There’s something intoxicating about certainty. It makes the world feel manageable, predictable, safe. It turns complexity into something we

can grip onto, something that reassures us we’re in control. That’s why people stay in broken systems, why leaders double down on failing strategies, why organisations cling to outdated models long past their expiration date.

The alternative, unknowing, is too uncomfortable, too destabilising. It threatens not just decisions, but identities. It forces us to

admit that we don’t have it all figured out, that the structures we’ve built our sense of security around might be more fragile than we’d like to admit.

But certainty is a trick of the mind. It creates the illusion of control, not control itself. And yet, we cling to it with white-knuckled desperation, even when it costs us everything. The pull of certainty runs deep. The brain is wired to seek patterns, to find order in the chaos of existence. When faced with uncertainty, the mind scrambles for answers. The discomfort is more than psychological. It’s physiological. Stress hormones spike, cognitive resources burn out faster, the world starts to feel heavier. Certainty provides relief. It wraps the unknown in a neat package and hands it back to us, fully formed and digestible. That’s why people stick with what they know, even when it’s harming them. Leaders will stay the course long after it’s clear the strategy is failing. Organisations will continue using outdated models even when reality has moved past them. Entire industries will resist change, not because they don’t see it coming, but because adaptation means admitting they were never truly in control to begin with. This is where certainty stops being a safety net and starts becoming a cage. It convinces people they are in control when they’re not. It

forces them to hold onto failing systems rather than face the discomfort of building something new. The problem isn’t that people don’t see the cracks forming. It’s that letting go of certainty means standing on uncertain ground, and that is a terrifying place to be.

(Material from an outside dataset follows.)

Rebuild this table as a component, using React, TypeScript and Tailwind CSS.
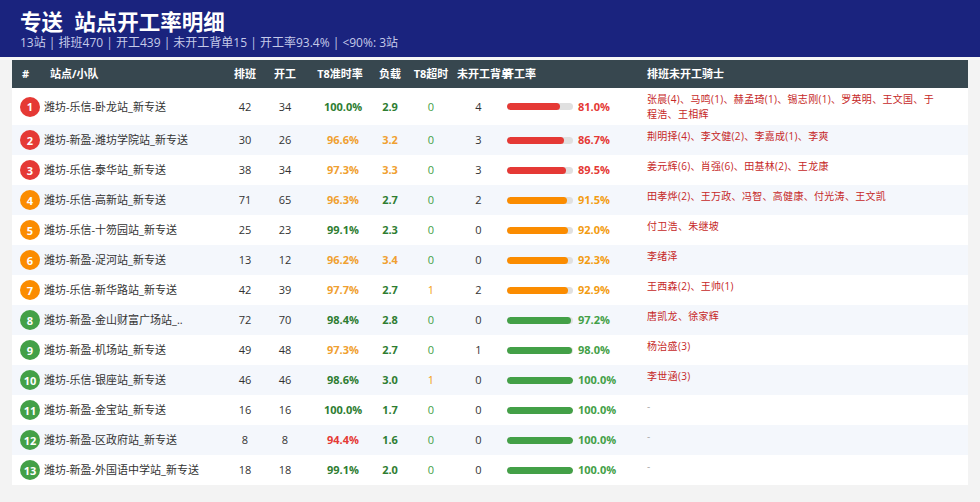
import React from 'react';

interface StationRow {
  name: string;
  plan: number;
  started: number;
  onTime: number;
  load: number;
  overtime: number;
  backlog: number;
  rate: number;
  riders: string;
}

const rows: StationRow[] = [
  { name: '潍坊-乐信-卧龙站_新专送', plan: 42, started: 34, onTime: 100.0, load: 2.9, overtime: 0, backlog: 4, rate: 81.0, riders: '张晨(4)、马鸣(1)、赫孟琦(1)、锡志刚(1)、罗英明、王文国、于程浩、王相辉' },
  { name: '潍坊-新盈-潍坊学院站_新专送', plan: 30, started: 26, onTime: 96.6, load: 3.2, overtime: 0, backlog: 3, rate: 86.7, riders: '荆明择(4)、李文健(2)、李嘉成(1)、李爽' },
  { name: '潍坊-乐信-泰华站_新专送', plan: 38, started: 34, onTime: 97.3, load: 3.3, overtime: 0, backlog: 3, rate: 89.5, riders: '姜元辉(6)、肖强(6)、田基林(2)、王龙康' },
  { name: '潍坊-乐信-高新站_新专送', plan: 71, started: 65, onTime: 96.3, load: 2.7, overtime: 0, backlog: 2, rate: 91.5, riders: '田孝烨(2)、王万政、冯智、高健康、付光涛、王文凯' },
  { name: '潍坊-乐信-十笏园站_新专送', plan: 25, started: 23, onTime: 99.1, load: 2.3, overtime: 0, backlog: 0, rate: 92.0, riders: '付卫浩、朱继坡' },
  { name: '潍坊-新盈-浞河站_新专送', plan: 13, started: 12, onTime: 96.2, load: 3.4, overtime: 0, backlog: 0, rate: 92.3, riders: '李绪泽' },
  { name: '潍坊-乐信-新华路站_新专送', plan: 42, started: 39, onTime: 97.7, load: 2.7, overtime: 1, backlog: 2, rate: 92.9, riders: '王西森(2)、王帅(1)' },
  { name: '潍坊-新盈-金山财富广场站_..', plan: 72, started: 70, onTime: 98.4, load: 2.8, overtime: 0, backlog: 0, rate: 97.2, riders: '唐凯龙、徐家辉' },
  { name: '潍坊-新盈-机场站_新专送', plan: 49, started: 48, onTime: 97.3, load: 2.7, overtime: 0, backlog: 1, rate: 98.0, riders: '杨治盛(3)' },
  { name: '潍坊-乐信-银座站_新专送', plan: 46, started: 46, onTime: 98.6, load: 3.0, overtime: 1, backlog: 0, rate: 100.0, riders: '李世涵(3)' },
  { name: '潍坊-新盈-金宝站_新专送', plan: 16, started: 16, onTime: 100.0, load: 1.7, overtime: 0, backlog: 0, rate: 100.0, riders: '' },
  { name: '潍坊-新盈-区政府站_新专送', plan: 8, started: 8, onTime: 94.4, load: 1.6, overtime: 0, backlog: 0, rate: 100.0, riders: '' },
  { name: '潍坊-新盈-外国语中学站_新专送', plan: 18, started: 18, onTime: 99.1, load: 2.0, overtime: 0, backlog: 0, rate: 100.0, riders: '' },
];

function badgeColor(rank: number) {
  if (rank <= 3) return 'bg-[#e53935]';
  if (rank <= 7) return 'bg-[#fb8c00]';
  return 'bg-[#43a047]';
}

function onTimeColor(v: number) {
  if (v >= 98) return 'text-[#2e7d32]';
  if (v >= 95) return 'text-[#f0a030]';
  return 'text-[#e53935]';
}

function rateStyle(v: number) {
  if (v < 90) return { bar: 'bg-[#e53935]', text: 'text-[#e53935]' };
  if (v < 95) return { bar: 'bg-[#fb8c00]', text: 'text-[#f39c12]' };
  return { bar: 'bg-[#43a047]', text: 'text-[#43a047]' };
}

export default function App() {
  return (
    <div className="min-h-[502px] w-[980px] bg-[#f3f3f3] font-['Open_Sans','Noto_Sans_CJK_SC',sans-serif]">
      {/* Header */}
      <div className="h-[57px] bg-[#1a237e] px-[20px] pt-[9px]">
        <h1 className="h-[26px] text-[21.5px] font-bold leading-[26px] text-white">
          专送&nbsp;&nbsp;站点开工率明细
        </h1>
        <p className="h-[16px] text-[12px] leading-[16px] text-[#c5cae9]">
          13站 | 排班470 | 开工439 | 未开工背单15 | 开工率93.4% | &lt;90%: 3站
        </p>
      </div>

      <div className="h-[3px] bg-[#f7f7f7]" />

      {/* Table */}
      <div className="mx-[12px]">
        <table className="w-full table-fixed border-collapse">
          <colgroup>
            <col className="w-[30px]" />
            <col className="w-[183px]" />
            <col className="w-[40px]" />
            <col className="w-[40px]" />
            <col className="w-[70px]" />
            <col className="w-[30px]" />
            <col className="w-[52px]" />
            <col className="w-[43px]" />
            <col className="w-[140px]" />
            <col />
          </colgroup>
          <thead>
            <tr className="h-[28px] bg-[#37474f] text-[11px] font-bold leading-[16px] text-white">
              <th className="p-0 pl-[10px] text-left font-bold">#</th>
              <th className="p-0 pl-[8px] text-left font-bold">站点/小队</th>
              <th className="p-0 text-center font-bold">排班</th>
              <th className="p-0 text-center font-bold">开工</th>
              <th className="p-0 text-center font-bold">T8准时率</th>
              <th className="p-0 text-center font-bold">负载</th>
              <th className="p-0 text-center font-bold">T8超时</th>
              <th className="overflow-visible whitespace-nowrap p-0 text-center font-bold">未开工背单</th>
              <th className="p-0 pl-[3px] text-left font-bold">开工率</th>
              <th className="p-0 pl-[7px] text-left font-bold">排班未开工骑士</th>
            </tr>
          </thead>
          <tbody>
            {rows.map((r, i) => {
              const rank = i + 1;
              const rs = rateStyle(r.rate);
              return (
                <tr
                  key={r.name}
                  className={`h-[30px] text-[11px] leading-[16px] text-[#333] ${i % 2 === 1 ? 'bg-[#f4f7fc]' : 'bg-white'}`}
                >
                  <td className="p-0 pl-[8px] align-middle">
                    <span
                      className={`flex h-[20px] w-[20px] items-center justify-center rounded-full text-[11px] font-bold leading-none text-white ${badgeColor(rank)}`}
                    >
                      {rank}
                    </span>
                  </td>
                  <td className="truncate p-0 pl-[2px] align-middle">{r.name}</td>
                  <td className="p-0 text-center align-middle">{r.plan}</td>
                  <td className="p-0 text-center align-middle">{r.started}</td>
                  <td className={`p-0 pl-[6px] text-center align-middle font-bold ${onTimeColor(r.onTime)}`}>
                    {r.onTime.toFixed(1)}%
                  </td>
                  <td
                    className={`p-0 text-center align-middle font-bold ${r.load > 3 ? 'text-[#f0a030]' : 'text-[#2e7d32]'}`}
                  >
                    {r.load.toFixed(1)}
                  </td>
                  <td
                    className={`p-0 text-center align-middle ${r.overtime > 0 ? 'text-[#f39c12]' : 'text-[#43a047]'}`}
                  >
                    {r.overtime}
                  </td>
                  <td className="p-0 text-center align-middle">{r.backlog}</td>
                  <td className="p-0 pl-[7px] align-middle">
                    <div className="flex items-center">
                      <div className="h-[7px] w-[66px] overflow-hidden rounded-full bg-[#e0e0e0]">
                        <div className={`h-full rounded-full ${rs.bar}`} style={{ width: `${r.rate}%` }} />
                      </div>
                      <span className={`ml-[5px] font-bold ${rs.text}`}>{r.rate.toFixed(1)}%</span>
                    </div>
                  </td>
                  <td className="p-0 pb-[3px] pl-[7px] pr-[30px] pt-[4px] align-top text-[10px] leading-[15px] tracking-[0.3px]">
                    {r.riders ? (
                      <span className="text-[#c62828]">{r.riders}</span>
                    ) : (
                      <span className="text-[#aaa]">-</span>
                    )}
                  </td>
                </tr>
              );
            })}
          </tbody>
        </table>
      </div>
    </div>
  );
}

The irony is that certainty doesn’t actually make us safer. It makes us more vulnerable. The longer we cling to it, the less prepared we are when reality shifts. The more we reinforce our beliefs, the harder it becomes to see when they’re no longer true. And when the collapse inevitably

comes, the ones who held on the tightest fall the hardest.

Unknowing is not the enemy. It is not a void or a failure.

It is the space where real adaptation happens. The moment we stop needing to be right, we start being able to see. The moment we stop clinging, we start moving. And the moment we let go of certainty, we finally have the freedom to build something real.

The Comfort of the Familiar (Even When It Hurts)

People don’t cling to the familiar because it works. They cling to it because it’s theirs. Because it’s known. Because even when it’s broken, it’s a breakage they understand. There’s a strange kind of safety in repetition, even when that repetition is painful.

It’s not just habit. It’s not just inertia. It’s something deeper, something wired into the way we make sense of the world. Psychologists

call it status quo bias, the tendency to prefer what exists simply because it exists. But that description doesn’t quite capture the full weight of it. This isn’t just about preference. It’s about survival.

Stability is a story we tell ourselves, and for many, that story is the only thing holding things together. The job that burns you out is still a job. The relationship that drains you is still a relationship. The business model that no longer makes sense is still a framework. These things come with identities attached, with routines, with a sense of place in the world. Letting go of them isn’t just about changing direction. It’s about stepping into an unknown version of yourself.

And the unknown feels like falling.

Even when the evidence is overwhelming, people hesitate. Even when they know the system isn’t working, they rationalise staying. Not because they believe it’s the best choice, but because no one wants to start from nothing. The alternative is a blank space, and a blank space is

terrifying. This is why teams keep using workflows they complain about daily. This is why industries resist new paradigms until they’re bleeding money and forced to change. This is why people stay in jobs they despise, in business models that no longer fit, in relationships that have long since become hollow.

It’s not about logic. It’s about rhythm. Dysfunction still has a beat to it, and once you’ve learned the steps, the dance is hard to leave. Breaking out of it isn’t just about making a decision. It’s about untangling identity from habit. It’s about confronting the fear that if you let go, you won’t find something else to hold onto. It’s about realising that the real risk isn’t falling, it’s staying in place while everything around you moves forward.

But to see that, you have to be willing to loosen your grip on the familiar. Even when it hurts. Even when it feels like the only thing keeping you grounded.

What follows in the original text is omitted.